Me: Right Ugh. I don’t know what happened to you at NASA, but you’ve returned as the Manchurian Candidate. You’re completely insane. Wait till I Fast Blast George Noory this week and tell him about this. His hair is gonna stand on end. 

________________

Q&A Sunday: NASA Part One

Me: Oh my God. What it is with you and batteries? You’re killin’ me –

Buck: What? The batteries are right where they always are –

Me: But you’ve got all these dead ones. Why do you keep these dead batteries? It’s like you’ve got this ailment involving dead batteries –

Buck: They’re not dead.

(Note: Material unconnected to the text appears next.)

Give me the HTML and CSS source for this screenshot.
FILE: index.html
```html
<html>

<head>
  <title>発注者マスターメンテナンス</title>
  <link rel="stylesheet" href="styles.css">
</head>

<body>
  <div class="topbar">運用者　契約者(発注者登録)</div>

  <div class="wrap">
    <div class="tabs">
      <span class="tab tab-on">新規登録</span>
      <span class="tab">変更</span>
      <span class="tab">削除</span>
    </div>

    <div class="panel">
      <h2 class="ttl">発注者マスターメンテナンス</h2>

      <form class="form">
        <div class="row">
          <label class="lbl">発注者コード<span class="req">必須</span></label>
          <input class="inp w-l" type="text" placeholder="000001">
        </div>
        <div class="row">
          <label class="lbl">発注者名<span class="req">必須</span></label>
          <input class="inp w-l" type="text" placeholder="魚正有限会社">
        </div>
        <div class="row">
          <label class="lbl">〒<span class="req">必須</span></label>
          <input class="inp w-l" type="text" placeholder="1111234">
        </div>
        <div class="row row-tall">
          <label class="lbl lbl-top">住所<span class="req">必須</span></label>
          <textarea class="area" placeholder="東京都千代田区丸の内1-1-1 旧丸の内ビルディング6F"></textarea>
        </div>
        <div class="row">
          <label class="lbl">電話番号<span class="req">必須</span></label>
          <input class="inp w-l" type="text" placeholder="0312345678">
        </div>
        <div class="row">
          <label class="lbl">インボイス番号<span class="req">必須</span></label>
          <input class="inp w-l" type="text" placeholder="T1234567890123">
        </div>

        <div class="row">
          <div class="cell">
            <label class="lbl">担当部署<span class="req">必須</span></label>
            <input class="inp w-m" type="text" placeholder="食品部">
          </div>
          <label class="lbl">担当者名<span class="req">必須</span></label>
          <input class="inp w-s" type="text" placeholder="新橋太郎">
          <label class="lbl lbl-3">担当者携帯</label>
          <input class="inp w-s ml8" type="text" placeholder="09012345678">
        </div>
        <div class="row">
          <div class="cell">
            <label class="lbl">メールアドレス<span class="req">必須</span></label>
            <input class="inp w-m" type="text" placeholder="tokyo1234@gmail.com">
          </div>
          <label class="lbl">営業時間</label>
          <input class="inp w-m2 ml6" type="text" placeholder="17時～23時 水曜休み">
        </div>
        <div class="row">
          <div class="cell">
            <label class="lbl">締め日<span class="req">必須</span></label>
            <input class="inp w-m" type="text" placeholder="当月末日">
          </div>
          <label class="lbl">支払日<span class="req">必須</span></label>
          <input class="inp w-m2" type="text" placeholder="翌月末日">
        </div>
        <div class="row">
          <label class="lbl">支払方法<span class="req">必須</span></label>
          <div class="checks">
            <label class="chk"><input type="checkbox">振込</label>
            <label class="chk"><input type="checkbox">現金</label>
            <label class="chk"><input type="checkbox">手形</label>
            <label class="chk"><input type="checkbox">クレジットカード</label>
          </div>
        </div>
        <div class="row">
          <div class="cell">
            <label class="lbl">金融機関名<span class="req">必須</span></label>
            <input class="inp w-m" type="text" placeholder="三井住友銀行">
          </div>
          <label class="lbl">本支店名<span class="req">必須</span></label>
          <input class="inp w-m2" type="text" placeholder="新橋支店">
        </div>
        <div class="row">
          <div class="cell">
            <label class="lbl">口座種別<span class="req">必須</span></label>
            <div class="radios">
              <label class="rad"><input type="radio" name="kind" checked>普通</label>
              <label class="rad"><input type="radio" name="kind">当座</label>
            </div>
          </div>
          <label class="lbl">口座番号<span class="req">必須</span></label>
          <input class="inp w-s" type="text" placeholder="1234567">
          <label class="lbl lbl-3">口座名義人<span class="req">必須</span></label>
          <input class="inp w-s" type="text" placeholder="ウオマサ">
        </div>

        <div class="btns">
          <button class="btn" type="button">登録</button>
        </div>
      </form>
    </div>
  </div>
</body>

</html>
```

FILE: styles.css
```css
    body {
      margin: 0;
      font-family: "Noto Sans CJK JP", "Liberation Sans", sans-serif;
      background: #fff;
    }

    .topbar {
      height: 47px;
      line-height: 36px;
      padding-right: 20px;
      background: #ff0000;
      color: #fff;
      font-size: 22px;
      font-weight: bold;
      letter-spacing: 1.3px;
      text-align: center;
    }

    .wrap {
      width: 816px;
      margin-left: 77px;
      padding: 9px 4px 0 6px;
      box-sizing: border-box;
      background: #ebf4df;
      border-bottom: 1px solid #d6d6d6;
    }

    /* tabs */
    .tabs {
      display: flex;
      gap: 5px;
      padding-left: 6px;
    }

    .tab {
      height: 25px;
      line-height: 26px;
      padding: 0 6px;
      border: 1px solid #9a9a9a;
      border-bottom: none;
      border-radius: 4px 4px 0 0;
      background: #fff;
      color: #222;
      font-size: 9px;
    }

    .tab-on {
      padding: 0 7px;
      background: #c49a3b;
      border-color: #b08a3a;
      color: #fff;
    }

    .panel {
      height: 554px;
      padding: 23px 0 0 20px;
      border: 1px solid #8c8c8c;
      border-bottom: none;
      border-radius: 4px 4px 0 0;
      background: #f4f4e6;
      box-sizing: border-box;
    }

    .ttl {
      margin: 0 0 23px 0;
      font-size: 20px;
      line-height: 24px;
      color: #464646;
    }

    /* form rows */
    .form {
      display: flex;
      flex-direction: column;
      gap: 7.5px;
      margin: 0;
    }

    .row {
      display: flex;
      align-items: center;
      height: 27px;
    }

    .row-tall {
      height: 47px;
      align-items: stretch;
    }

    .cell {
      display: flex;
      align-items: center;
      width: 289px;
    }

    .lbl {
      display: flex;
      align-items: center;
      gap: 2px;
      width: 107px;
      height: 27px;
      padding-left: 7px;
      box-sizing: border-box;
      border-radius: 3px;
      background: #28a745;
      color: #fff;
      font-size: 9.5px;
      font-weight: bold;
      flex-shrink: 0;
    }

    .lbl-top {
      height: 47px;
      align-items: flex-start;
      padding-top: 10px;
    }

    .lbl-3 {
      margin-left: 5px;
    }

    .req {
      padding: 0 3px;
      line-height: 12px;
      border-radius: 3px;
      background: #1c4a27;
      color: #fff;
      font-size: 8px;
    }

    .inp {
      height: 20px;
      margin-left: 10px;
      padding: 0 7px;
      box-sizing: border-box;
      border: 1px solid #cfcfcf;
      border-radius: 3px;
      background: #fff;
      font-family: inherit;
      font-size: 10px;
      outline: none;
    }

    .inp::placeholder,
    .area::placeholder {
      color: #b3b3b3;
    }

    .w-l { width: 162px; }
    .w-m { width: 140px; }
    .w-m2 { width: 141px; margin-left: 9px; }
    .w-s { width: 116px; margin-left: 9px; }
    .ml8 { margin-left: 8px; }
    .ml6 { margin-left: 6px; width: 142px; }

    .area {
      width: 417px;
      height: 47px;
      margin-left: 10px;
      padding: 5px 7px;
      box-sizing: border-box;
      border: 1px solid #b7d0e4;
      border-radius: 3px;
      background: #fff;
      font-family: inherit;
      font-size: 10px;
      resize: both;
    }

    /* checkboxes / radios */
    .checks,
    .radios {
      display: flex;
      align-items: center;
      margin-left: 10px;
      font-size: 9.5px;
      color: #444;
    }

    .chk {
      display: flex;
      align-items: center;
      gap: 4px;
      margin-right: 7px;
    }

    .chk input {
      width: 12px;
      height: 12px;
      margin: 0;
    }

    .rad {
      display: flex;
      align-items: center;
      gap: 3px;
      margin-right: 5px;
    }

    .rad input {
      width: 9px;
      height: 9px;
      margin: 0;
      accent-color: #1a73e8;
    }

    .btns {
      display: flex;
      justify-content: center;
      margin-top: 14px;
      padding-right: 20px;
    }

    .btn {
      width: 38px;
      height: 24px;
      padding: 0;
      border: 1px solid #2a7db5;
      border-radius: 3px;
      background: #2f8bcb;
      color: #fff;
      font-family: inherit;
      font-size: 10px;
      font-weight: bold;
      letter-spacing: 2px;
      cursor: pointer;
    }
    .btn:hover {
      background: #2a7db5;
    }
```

They work just fine in clocks.

Me: Ugh. I feel like the next thing you’ll be re-using is our old coffee grounds. This is retarded.

Buck: [laughing] Everything is retarded to you. You’re so retarded you can’t even find the new batteries, you choose to take the loose ones that are just floating around in a drawer. [laughing]

 Me: I hate batteries so much. Whatever. People have been complaining to you because I haven’t been posting, but I believe all they really want is to read about is some Aston Martin you drove in Nineteen-Dickity-Two.

Buck: I drove a ‘65 Pontiac Bonneville in high school.

Me: In tenth-grade?

Buck: No. That was a Porsche I was driving in, I think, eighth-grade, at Lance Louis’s house. His father would fly to New Jersey for the weekend, and he kept a Porsche in the barn up on blocks. So we’d put the wheels on it, the battery in it, take it off the blocks and drive it around.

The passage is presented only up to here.